The Division moved to France, arriving at Marseilles on 12-23 May 1916, after which it remained on the Western Front for the rest of the war. There it took part in the Battle of the Ancre, a phase of the Battles of the Somme 1916 (13-18 November 1916), the Operations on the Ancre (January-March 1917), the Second Battle of the Scarpe (23-24 April 1917), a phase of the Arras offensive, and a further phase of this offensive in which the Division captured Gavrelle in the Battle of Arleux (28-29 April 1917). It is likely that Edward Divall was involved in these battles.

The Arras offensive of 9 April-16 June 1917 became known primarily for the conquest of Vimy Ridge by the Canadians, who placed their national memorial there. The British launched their offensive on 9 April 1917. The Third Army, led by General Edmund Allenby, was under orders to proceed to the north and south of the river Scarpe. The 4th British and 9th Scottish Divisions attack to the north of the river. The first day went well: the Germans were surprised and the aims were achieved. Making some three miles of progress in one day was unheard of since the battle of the Somme. The front moved north of the Scarpe to beyond the line between Athies and Vimy (see map, line 2), and even the village of Fampoux was reached. Progress after that was appreciably more difficult on account of German action. In mid-April an attack on the village of Roeux, situated on the river, failed and Douglas Haig ordered a break in operations.

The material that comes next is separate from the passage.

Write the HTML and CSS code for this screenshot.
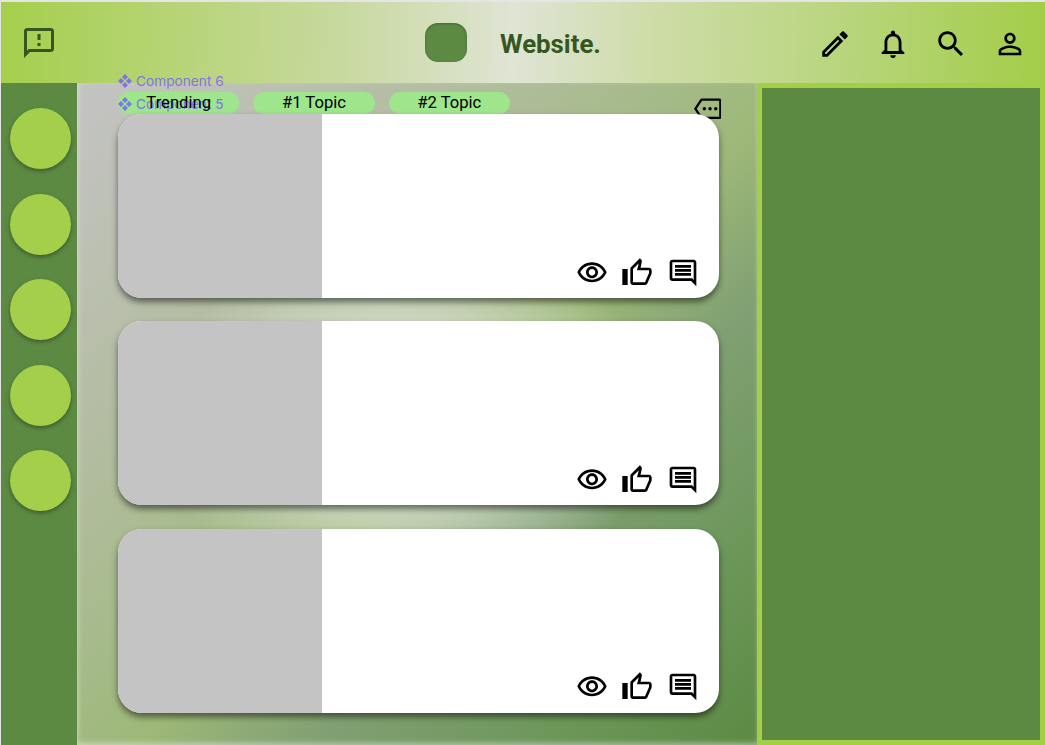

On 16 April, meanwhile, the French had launched their attack at the Chemin des Dames, which was a failure from day one. The French demanded however that the British continue their offensive. And thus, fighting carried on. The Royal Naval Division was ordered to take Gavrelle and breach the third German defensive line. The attack on Gavrelle commenced on 23 April and was carried out by the 189th and 190th brigades. At 4.45am Nelson and Drake battalions went 'over the top' under cover of an artillery barrage. The first line of German trenches was quickly taken, and an hour later the attack was ceased at the edge of the village. The artillery barrage was relocated across the village, which was reduced to rubble. Other battalions from the brigade were moved forward. House-to-house fighting led to the taking of Gavrelle, at the cost of 1,500 casualties.

On the next day the Germans launched a counter-offensive to re-take Gavrelle, starting with an intense bombardment. This was beaten off, and on 26 April, the attacking battalions were relieved. In the Official History of the Great War the following is printed with regard to the fighting at Gavrelle between 23 and 25 April:

'Full justice has not been done to the achievement of the 63rd Division, because the details of the street fighting in which it showed skill and determination are to intricate for description. The division had taken 479 prisoners and in defeating the counterattacks had obviously inflicted heavy loss upon the enemy.'

The relief troops had to continue the British attack towards the windmill, a reinforced German position north-east of the village. This task was allocated to the marines and the Anson battalion of the 188th Brigade, who had not been deployed on 23 April. The attack started at 4.25am. The second battalion of marines succeeded in taking the windmill, and held it as an enclave in German-held territory. That was the only British gain, because after a day of bloody fighting, the situation was basically unchanged from the start. That did not change until the troops of 31st Division relieved them in the night of 30 April.

Artist's impression of the fight for the windmill at Gavrelle

Artist's impression of the fight for the windmill at Gavrelle
(War Illustrated, 17 July 1917)

The Royal Naval Division suffered 3,000 casualties in the fighting at Gavrelle. In particular, the losses of the Royal Marines Light Infantry were severe, with 850 casualties and many dead, including the commanding officer of the first battalion of marines, lieutenant-colonel Cartwright.

Private Edward Divall died on 29 April 1917 near Arras, aged 41. He has no known grave and is listed on the Arras Memorial, Bay 3. He is listed on the war memorials in Hartfield and Uckfield.